The old saying, “Penny wise, pound foolish” has great applicability to flooring choices. Managers might save money initially by skimping on installation or ongoing maintenance. But those savings are likely to come back to haunt the organization tomorrow, when a floor system needs replacing sooner than anticipated and at a greater cost than anticipated.
Alan S Bigger is director of building services with the University of Notre Dame.
Flooring and the Environment
Many managers probably remember vinyl asbestos flooring, which was highly popular the 1980s. Today, much of that flooring has been removed at significant cost, due to health and environmental concerns related to the product.
One lesson from this example is that managers should select the flooring types that offer the smallest environmental impact, that minimize the impact on indoor air quality and that use sustainable and renewable resources.
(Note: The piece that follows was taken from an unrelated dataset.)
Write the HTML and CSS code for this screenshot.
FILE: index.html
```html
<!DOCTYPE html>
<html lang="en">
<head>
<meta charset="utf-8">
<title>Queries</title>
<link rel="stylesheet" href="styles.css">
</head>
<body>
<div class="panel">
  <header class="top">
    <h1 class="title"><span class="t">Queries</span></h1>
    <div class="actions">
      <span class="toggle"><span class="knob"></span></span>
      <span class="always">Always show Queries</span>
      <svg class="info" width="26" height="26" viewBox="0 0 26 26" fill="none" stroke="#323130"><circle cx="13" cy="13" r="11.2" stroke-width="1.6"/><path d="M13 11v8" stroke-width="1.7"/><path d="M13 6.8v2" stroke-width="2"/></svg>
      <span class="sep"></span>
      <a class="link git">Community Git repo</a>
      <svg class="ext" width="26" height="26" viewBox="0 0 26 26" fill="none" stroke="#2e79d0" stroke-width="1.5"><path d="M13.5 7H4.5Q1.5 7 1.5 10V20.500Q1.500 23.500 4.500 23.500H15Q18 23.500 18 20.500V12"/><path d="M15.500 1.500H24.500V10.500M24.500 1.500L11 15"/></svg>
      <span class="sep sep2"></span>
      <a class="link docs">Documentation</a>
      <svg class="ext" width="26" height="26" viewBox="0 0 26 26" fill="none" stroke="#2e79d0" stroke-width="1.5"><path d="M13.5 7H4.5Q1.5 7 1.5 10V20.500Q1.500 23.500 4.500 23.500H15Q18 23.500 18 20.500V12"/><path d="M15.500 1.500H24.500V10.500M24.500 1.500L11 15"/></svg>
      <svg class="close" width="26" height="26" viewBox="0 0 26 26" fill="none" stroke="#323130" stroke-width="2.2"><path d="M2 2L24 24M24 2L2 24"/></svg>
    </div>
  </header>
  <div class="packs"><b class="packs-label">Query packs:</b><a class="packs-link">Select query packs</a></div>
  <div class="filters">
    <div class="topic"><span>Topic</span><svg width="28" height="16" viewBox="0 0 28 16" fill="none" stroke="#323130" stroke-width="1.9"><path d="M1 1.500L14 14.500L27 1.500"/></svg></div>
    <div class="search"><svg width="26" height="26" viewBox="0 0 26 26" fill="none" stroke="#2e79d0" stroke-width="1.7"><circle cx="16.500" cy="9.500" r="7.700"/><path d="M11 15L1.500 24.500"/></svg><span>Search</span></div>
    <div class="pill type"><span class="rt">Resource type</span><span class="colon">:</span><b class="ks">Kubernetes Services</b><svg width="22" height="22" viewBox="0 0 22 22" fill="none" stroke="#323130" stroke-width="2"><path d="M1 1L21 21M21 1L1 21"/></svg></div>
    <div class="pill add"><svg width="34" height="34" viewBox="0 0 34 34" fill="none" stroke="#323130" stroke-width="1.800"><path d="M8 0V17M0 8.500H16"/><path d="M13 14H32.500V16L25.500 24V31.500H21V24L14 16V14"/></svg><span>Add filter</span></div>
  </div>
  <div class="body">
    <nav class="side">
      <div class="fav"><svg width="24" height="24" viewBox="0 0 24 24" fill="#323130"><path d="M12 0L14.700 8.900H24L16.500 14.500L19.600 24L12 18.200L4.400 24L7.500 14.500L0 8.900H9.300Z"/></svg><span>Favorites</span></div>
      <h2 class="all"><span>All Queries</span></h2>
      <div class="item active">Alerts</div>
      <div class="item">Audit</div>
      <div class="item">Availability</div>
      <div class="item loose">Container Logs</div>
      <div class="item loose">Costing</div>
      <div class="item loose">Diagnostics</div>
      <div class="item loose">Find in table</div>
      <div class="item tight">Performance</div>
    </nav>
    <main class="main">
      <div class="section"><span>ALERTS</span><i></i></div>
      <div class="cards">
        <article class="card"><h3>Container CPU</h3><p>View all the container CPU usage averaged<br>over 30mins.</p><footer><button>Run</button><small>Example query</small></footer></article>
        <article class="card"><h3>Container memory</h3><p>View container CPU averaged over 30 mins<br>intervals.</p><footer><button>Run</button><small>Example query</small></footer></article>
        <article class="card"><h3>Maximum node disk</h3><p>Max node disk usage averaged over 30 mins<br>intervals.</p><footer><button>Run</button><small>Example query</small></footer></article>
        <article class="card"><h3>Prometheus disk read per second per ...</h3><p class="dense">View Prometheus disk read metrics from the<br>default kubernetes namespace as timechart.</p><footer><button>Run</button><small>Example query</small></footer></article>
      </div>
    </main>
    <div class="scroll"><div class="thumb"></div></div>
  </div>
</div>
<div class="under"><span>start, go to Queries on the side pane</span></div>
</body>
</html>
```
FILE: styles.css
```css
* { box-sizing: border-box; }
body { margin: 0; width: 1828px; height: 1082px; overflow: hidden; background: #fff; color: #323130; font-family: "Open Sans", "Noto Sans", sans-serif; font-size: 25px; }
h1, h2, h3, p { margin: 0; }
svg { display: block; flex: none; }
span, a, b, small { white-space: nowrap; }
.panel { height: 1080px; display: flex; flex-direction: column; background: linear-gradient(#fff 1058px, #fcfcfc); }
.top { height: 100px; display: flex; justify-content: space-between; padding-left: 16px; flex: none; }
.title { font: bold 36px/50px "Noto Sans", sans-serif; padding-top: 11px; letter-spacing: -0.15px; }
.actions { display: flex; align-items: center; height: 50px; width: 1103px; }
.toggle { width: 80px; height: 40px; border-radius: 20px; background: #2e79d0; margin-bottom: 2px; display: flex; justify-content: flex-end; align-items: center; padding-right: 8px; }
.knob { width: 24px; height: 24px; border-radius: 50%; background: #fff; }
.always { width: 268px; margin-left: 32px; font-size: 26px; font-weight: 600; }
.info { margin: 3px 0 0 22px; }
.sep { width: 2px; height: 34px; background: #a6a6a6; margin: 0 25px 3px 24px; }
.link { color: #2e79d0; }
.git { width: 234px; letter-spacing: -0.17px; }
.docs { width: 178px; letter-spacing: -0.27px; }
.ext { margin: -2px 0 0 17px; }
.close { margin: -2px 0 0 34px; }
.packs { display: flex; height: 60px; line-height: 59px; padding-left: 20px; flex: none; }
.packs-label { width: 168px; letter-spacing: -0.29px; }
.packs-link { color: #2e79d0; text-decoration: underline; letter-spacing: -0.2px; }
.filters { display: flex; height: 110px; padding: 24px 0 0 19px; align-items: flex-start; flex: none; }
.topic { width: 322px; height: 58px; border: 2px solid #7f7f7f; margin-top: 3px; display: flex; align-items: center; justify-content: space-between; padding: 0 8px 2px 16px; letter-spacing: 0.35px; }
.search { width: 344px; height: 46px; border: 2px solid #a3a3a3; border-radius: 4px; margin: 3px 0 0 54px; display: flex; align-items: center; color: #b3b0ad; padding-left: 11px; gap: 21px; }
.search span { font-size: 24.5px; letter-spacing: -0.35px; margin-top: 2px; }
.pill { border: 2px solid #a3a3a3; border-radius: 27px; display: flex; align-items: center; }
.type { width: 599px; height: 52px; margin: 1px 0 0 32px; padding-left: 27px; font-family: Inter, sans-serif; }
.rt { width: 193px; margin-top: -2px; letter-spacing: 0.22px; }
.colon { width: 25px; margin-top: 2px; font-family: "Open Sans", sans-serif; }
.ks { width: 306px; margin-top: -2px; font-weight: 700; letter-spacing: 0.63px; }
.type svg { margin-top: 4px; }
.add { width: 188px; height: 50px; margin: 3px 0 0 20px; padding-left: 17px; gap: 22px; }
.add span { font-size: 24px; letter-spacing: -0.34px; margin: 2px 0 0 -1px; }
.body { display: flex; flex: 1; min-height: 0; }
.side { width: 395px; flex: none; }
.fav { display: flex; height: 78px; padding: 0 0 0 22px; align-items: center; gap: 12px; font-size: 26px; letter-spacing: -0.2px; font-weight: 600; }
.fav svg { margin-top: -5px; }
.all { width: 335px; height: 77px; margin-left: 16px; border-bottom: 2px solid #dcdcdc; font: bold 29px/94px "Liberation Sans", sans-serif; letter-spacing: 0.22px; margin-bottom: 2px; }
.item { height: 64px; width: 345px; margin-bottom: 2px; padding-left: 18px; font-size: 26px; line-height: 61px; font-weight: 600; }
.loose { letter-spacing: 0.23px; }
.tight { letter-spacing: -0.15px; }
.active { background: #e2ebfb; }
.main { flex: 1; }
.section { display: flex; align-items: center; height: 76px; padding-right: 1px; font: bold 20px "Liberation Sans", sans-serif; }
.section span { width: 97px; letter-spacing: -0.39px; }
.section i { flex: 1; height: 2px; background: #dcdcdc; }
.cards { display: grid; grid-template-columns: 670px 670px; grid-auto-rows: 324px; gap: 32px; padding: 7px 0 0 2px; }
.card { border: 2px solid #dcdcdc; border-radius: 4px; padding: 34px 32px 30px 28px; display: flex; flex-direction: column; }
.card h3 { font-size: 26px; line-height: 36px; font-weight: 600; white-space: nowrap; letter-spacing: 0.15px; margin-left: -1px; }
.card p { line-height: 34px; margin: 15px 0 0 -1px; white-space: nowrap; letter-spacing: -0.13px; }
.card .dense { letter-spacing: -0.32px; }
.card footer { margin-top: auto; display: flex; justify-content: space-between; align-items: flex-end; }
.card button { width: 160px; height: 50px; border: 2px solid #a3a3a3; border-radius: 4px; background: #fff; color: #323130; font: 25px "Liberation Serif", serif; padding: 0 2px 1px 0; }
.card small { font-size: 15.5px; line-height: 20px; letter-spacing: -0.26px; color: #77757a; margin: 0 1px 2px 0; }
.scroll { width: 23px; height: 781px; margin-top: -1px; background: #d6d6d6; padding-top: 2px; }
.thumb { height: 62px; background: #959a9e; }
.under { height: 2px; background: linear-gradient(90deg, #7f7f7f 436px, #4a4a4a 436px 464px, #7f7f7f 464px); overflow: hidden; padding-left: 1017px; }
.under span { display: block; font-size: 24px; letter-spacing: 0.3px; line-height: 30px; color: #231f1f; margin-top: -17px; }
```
Today, facilities increasingly feature wood, wood composites, natural stones and flooring made from recycled materials. All of these choices can minimize a facility’s impact on the environment.
But how departments maintain these floors might have an even larger impact on the environment and on the indoor environment. Chemicals used to clean these surfaces should be environmentally friendly. Products that are environmentally friendly also are easier to dispose of, and they might be readily recycled at minimal or no cost. On the other hand, products that are not environmentally friendly might cost significantly more to dispose of and might even include potentially hazardous components.
— Alan S. Bigger
The October 2004 issue of Maintenance Solutions featured an article titled “Flooring Considerations: Facts Under Foot,” which is a companion to this article. You can read the article at: www.facilitiesnet.com/ms/article.asp?id=2196.
That article, as well as this article, continue to stress that for managers to have the fewest headaches over the lifespan of a building, they needs to critically evaluate the all key elements related to flooring types, prior to the installation of any flooring in their facilities.